CoRoT photometry and high-resolution spectroscopy of the interacting eclipsing binary AU Monocerotis

Analyses of very accurate CoRoT space photometry, past Johnson V photoelectric photometry and high-resolution echelle spectra led to the determination of improved and consistent fundamental stellar properties of both components of AU Monocerotis. We derived new, accurate ephemerides for both the orbital motion (with a period of 11.(d)113) and the long-term, overall brightness variation (with a period of 416.(d)9) of this strongly interacting Be + G semi-detached binary.
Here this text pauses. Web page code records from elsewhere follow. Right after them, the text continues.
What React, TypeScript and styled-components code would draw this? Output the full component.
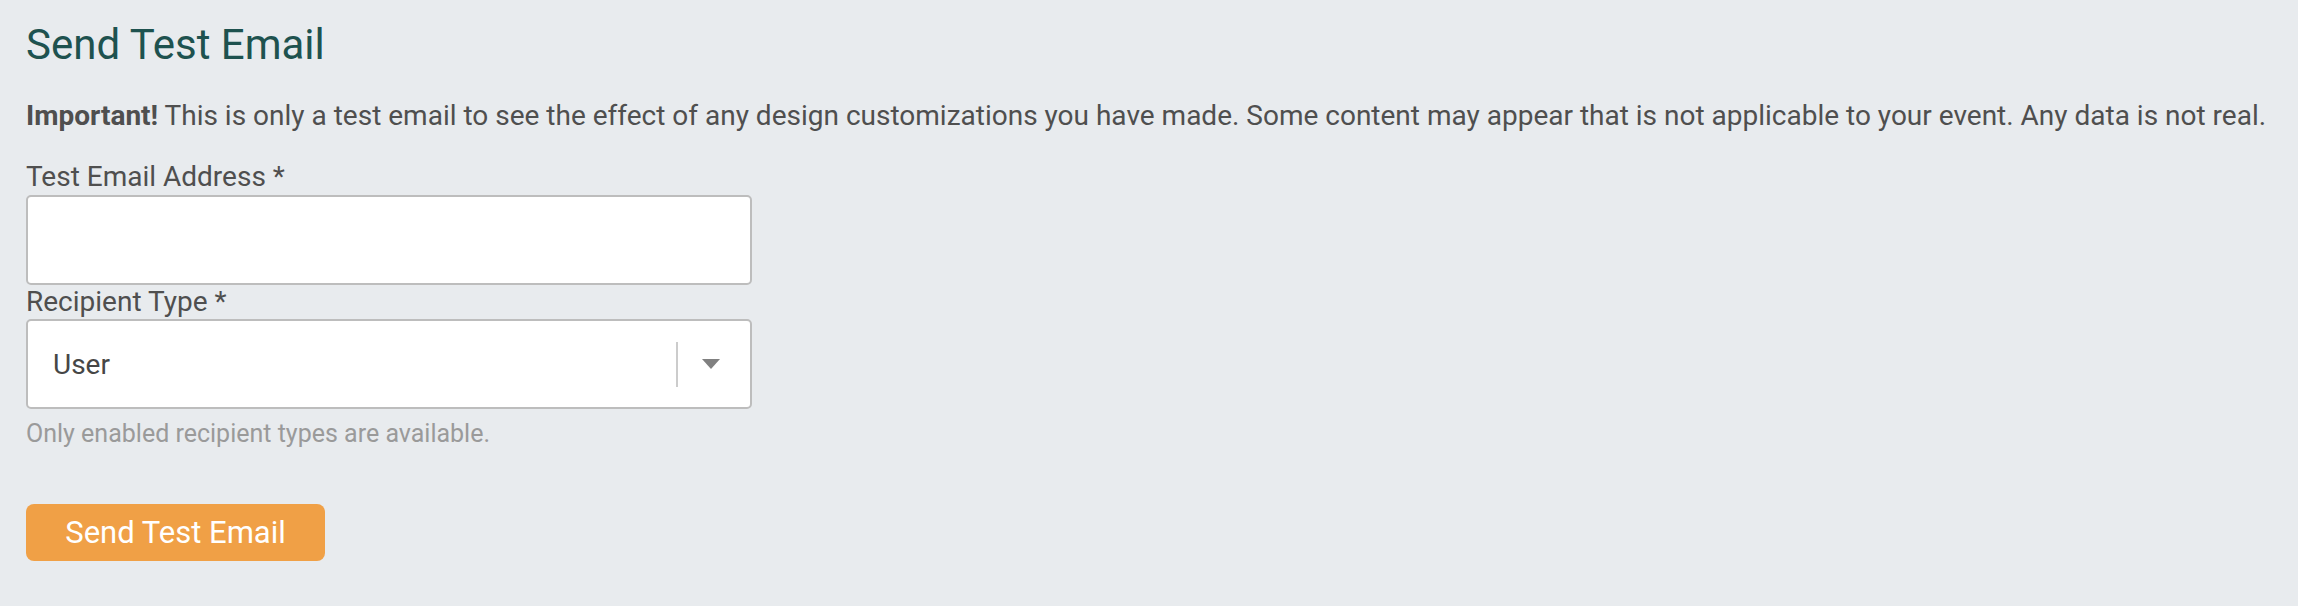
import styled, { createGlobalStyle } from "styled-components";

const GlobalStyle = createGlobalStyle`
  html, body {
    margin: 0;
    padding: 0;
    background: #e8ebee;
  }
  body {
    font-family: Roboto, "Liberation Sans", Arial, sans-serif;
  }
`;

const Page = styled.div`
  min-height: 606px;
  box-sizing: border-box;
  padding: 21px 26px;
  background: #e8ebee;
  display: flex;
  flex-direction: column;
  align-items: flex-start;
`;

const Title = styled.h1`
  margin: 0;
  font-size: 42px;
  line-height: 48px;
  font-weight: 400;
  color: #1e524f;
`;

const Notice = styled.p`
  margin: 30px 0 0;
  font-size: 28px;
  line-height: 33px;
  color: #4f4f4f;

  strong {
    font-weight: 700;
  }
`;

const Field = styled.div<{ $first?: boolean }>`
  display: flex;
  flex-direction: column;
  margin-top: ${(p) => (p.$first ? "28px" : "0")};
`;

const Label = styled.label`
  font-size: 28px;
  line-height: 33px;
  color: #4f4f4f;
`;

const TextInput = styled.input`
  box-sizing: border-box;
  width: 726px;
  height: 90px;
  margin-top: 2px;
  border: 2px solid #bdbdbd;
  border-radius: 5px;
  background: #fff;
  font-family: inherit;
  font-size: 28px;
  padding: 0 24px;
  outline: none;
`;

const SelectBox = styled.div`
  box-sizing: border-box;
  width: 726px;
  height: 90px;
  margin-top: 1px;
  border: 2px solid #bdbdbd;
  border-radius: 5px;
  background: #fff;
  display: flex;
  align-items: center;
  padding: 0 30px 0 25px;
  cursor: pointer;
`;

const SelectValue = styled.span`
  flex: 1;
  font-size: 28px;
  color: #464646;
`;

const Divider = styled.span`
  width: 2px;
  height: 45px;
  background: #cccccc;
  margin-right: 24px;
`;

const Caret = styled.span`
  width: 0;
  height: 0;
  border-left: 9.5px solid transparent;
  border-right: 9.5px solid transparent;
  border-top: 10px solid #808080;
`;

const Help = styled.div`
  margin-top: 10px;
  font-size: 25px;
  line-height: 29px;
  color: #9a9a9a;
`;

const SendButton = styled.button`
  margin-top: 56px;
  width: 299px;
  height: 57px;
  border: none;
  border-radius: 8px;
  background: #f0a046;
  color: #fff;
  font-family: inherit;
  font-size: 31px;
  cursor: pointer;
`;

export default function App() {
  return (
    <>
      <GlobalStyle />
      <Page>
        <Title>Send Test Email</Title>
        <Notice>
          <strong>Important!</strong> This is only a test email to see the effect of any design
          customizations you have made. Some content may appear that is not applicable to your
          event. Any data is not real.
        </Notice>
        <Field $first>
          <Label>Test Email Address *</Label>
          <TextInput type="email" />
        </Field>
        <Field>
          <Label>Recipient Type *</Label>
          <SelectBox>
            <SelectValue>User</SelectValue>
            <Divider />
            <Caret />
          </SelectBox>
        </Field>
        <Help>Only enabled recipient types are available.</Help>
        <SendButton>Send Test Email</SendButton>
      </Page>
    </>
  );
}
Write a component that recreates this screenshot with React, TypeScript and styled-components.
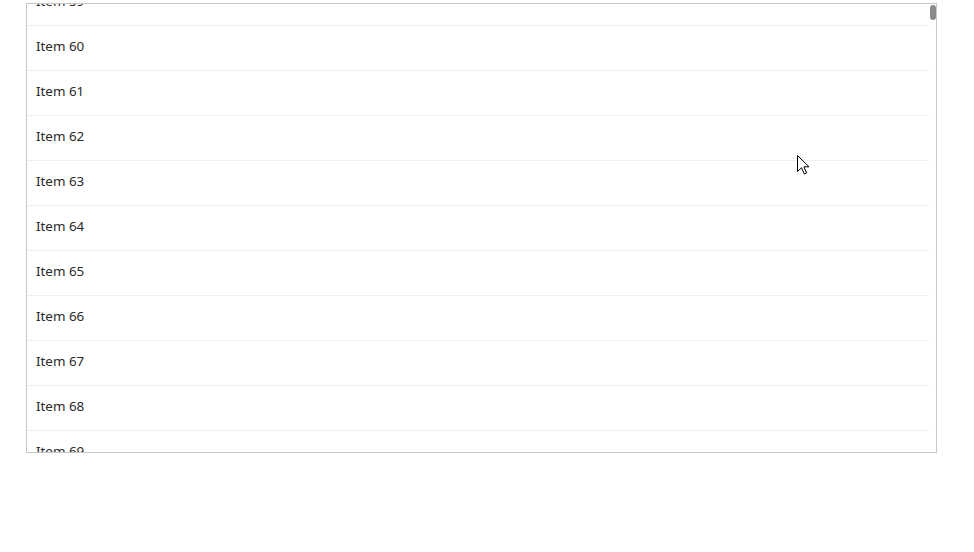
import React from "react";
import styled, { createGlobalStyle } from "styled-components";

const GlobalStyle = createGlobalStyle`
  html, body {
    margin: 0;
    padding: 0;
    background: #ffffff;
  }
  body {
    font-family: "Noto Sans", "Open Sans", sans-serif;
  }
`;

const Page = styled.div`
  position: relative;
  width: 974px;
  height: 552px;
  padding: 3px 0 0 26px;
  box-sizing: border-box;
`;

const Viewport = styled.div`
  width: 911px;
  height: 450px;
  border: 1px solid #c6c6c6;
  box-sizing: border-box;
  display: flex;
  overflow: hidden;
  background: #ffffff;
`;

const List = styled.ul<{ $offset: number }>`
  list-style: none;
  margin: ${(p) => p.$offset}px 0 0 0;
  padding: 0;
  flex: 1;
  min-width: 0;
`;

const Row = styled.li`
  height: 45px;
  box-sizing: border-box;
  border-bottom: 1px solid #efefef;
  display: flex;
  align-items: center;
  padding: 0 9px 5px;
  font-size: 13.4px;
  color: #2a2a2a;
  white-space: nowrap;
`;

const Track = styled.div`
  width: 7px;
  flex: none;
  padding-top: 1px;
  display: flex;
  justify-content: center;
`;

const Thumb = styled.div`
  width: 6px;
  height: 15px;
  border-radius: 3px;
  background: #8b8b8b;
`;

const Cursor = styled.svg`
  position: absolute;
  left: 797px;
  top: 155px;
  width: 13px;
  height: 20px;
  pointer-events: none;
`;

const items = Array.from({ length: 11 }, (_, i) => 59 + i);

export default function App() {
  return (
    <>
      <GlobalStyle />
      <Page>
        <Viewport>
          <List $offset={-23}>
            {items.map((n) => (
              <Row key={n}>Item {n}</Row>
            ))}
          </List>
          <Track>
            <Thumb />
          </Track>
        </Viewport>
        <Cursor viewBox="0 0 13 20">
          <path
            d="M0.5 0.5 L0.5 16.5 L4.5 12.7 L7.3 19 L9.6 18 L6.9 11.8 L12 11.8 Z"
            fill="#ffffff"
            stroke="#000000"
            strokeWidth="1"
            strokeLinejoin="miter"
          />
        </Cursor>
      </Page>
    </>
  );
}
It is shown that this long-term variation must be due to attenuation of the total light by some variable circumbinary material. We derived the binary mass ratio M(G)/M(B) = 0.17 +/- 0.03 based on the assumption that the G-type secondary fills its Roche lobe and rotates synchronously. Using this value of the mass ratio as well as the radial velocities of the G-star, we obtained a consistent light curve model and improved estimates of the stellar masses, radii, luminosities and effective temperatures. We demonstrate that the observed lines of the B-type primary may not be of photospheric origin. We also discover rapid and periodic light changes visible in the high-quality residual CoRoT light curves. AU Mon is put into perspective by a comparison with known binaries exhibiting long-term cyclic light changes.